Copy out all of the data below with no alterations.

Data
--- --- ---
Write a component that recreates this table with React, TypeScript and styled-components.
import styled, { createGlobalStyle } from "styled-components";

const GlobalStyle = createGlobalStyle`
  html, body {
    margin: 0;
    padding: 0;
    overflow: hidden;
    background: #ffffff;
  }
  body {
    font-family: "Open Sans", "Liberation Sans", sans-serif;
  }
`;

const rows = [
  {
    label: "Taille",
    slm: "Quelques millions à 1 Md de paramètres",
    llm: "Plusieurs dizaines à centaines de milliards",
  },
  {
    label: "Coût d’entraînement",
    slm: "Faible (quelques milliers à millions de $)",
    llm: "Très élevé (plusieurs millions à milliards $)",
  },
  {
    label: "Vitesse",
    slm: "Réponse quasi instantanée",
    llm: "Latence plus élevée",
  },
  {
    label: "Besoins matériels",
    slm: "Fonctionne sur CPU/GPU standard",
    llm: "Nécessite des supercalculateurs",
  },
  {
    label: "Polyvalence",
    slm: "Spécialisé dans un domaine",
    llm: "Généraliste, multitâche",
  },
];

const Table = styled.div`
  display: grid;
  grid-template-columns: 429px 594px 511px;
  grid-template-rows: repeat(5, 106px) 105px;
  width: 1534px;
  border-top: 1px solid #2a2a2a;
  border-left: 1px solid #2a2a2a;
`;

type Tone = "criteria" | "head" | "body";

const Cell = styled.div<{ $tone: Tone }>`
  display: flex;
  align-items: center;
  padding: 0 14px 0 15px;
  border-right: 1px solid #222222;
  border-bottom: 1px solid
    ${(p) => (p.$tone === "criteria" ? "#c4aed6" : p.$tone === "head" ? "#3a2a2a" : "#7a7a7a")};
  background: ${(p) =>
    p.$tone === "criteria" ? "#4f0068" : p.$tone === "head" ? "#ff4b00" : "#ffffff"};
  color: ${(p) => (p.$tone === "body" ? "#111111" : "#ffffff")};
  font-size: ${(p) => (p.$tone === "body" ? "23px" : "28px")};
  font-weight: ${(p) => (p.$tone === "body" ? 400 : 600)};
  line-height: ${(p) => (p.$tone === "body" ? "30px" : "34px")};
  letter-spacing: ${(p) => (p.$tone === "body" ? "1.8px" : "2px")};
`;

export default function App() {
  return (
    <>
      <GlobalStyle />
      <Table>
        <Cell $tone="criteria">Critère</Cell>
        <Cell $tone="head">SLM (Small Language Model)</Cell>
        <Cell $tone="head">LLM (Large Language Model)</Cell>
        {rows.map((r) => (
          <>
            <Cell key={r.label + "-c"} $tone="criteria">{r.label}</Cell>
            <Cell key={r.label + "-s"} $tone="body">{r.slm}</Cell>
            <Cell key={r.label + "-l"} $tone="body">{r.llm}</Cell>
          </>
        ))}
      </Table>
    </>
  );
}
--- --- ---
Answer
Write a component that recreates this table with React, TypeScript and styled-components.
import styled, { createGlobalStyle } from "styled-components";

const GlobalStyle = createGlobalStyle`
  html, body {
    margin: 0;
    padding: 0;
    overflow: hidden;
    background: #ffffff;
  }
  body {
    font-family: "Open Sans", "Liberation Sans", sans-serif;
  }
`;

const rows = [
  {
    label: "Taille",
    slm: "Quelques millions à 1 Md de paramètres",
    llm: "Plusieurs dizaines à centaines de milliards",
  },
  {
    label: "Coût d’entraînement",
    slm: "Faible (quelques milliers à millions de $)",
    llm: "Très élevé (plusieurs millions à milliards $)",
  },
  {
    label: "Vitesse",
    slm: "Réponse quasi instantanée",
    llm: "Latence plus élevée",
  },
  {
    label: "Besoins matériels",
    slm: "Fonctionne sur CPU/GPU standard",
    llm: "Nécessite des supercalculateurs",
  },
  {
    label: "Polyvalence",
    slm: "Spécialisé dans un domaine",
    llm: "Généraliste, multitâche",
  },
];

const Table = styled.div`
  display: grid;
  grid-template-columns: 429px 594px 511px;
  grid-template-rows: repeat(5, 106px) 105px;
  width: 1534px;
  border-top: 1px solid #2a2a2a;
  border-left: 1px solid #2a2a2a;
`;

type Tone = "criteria" | "head" | "body";

const Cell = styled.div<{ $tone: Tone }>`
  display: flex;
  align-items: center;
  padding: 0 14px 0 15px;
  border-right: 1px solid #222222;
  border-bottom: 1px solid
    ${(p) => (p.$tone === "criteria" ? "#c4aed6" : p.$tone === "head" ? "#3a2a2a" : "#7a7a7a")};
  background: ${(p) =>
    p.$tone === "criteria" ? "#4f0068" : p.$tone === "head" ? "#ff4b00" : "#ffffff"};
  color: ${(p) => (p.$tone === "body" ? "#111111" : "#ffffff")};
  font-size: ${(p) => (p.$tone === "body" ? "23px" : "28px")};
  font-weight: ${(p) => (p.$tone === "body" ? 400 : 600)};
  line-height: ${(p) => (p.$tone === "body" ? "30px" : "34px")};
  letter-spacing: ${(p) => (p.$tone === "body" ? "1.8px" : "2px")};
`;

export default function App() {
  return (
    <>
      <GlobalStyle />
      <Table>
        <Cell $tone="criteria">Critère</Cell>
        <Cell $tone="head">SLM (Small Language Model)</Cell>
        <Cell $tone="head">LLM (Large Language Model)</Cell>
        {rows.map((r) => (
          <>
            <Cell key={r.label + "-c"} $tone="criteria">{r.label}</Cell>
            <Cell key={r.label + "-s"} $tone="body">{r.slm}</Cell>
            <Cell key={r.label + "-l"} $tone="body">{r.llm}</Cell>
          </>
        ))}
      </Table>
    </>
  );
}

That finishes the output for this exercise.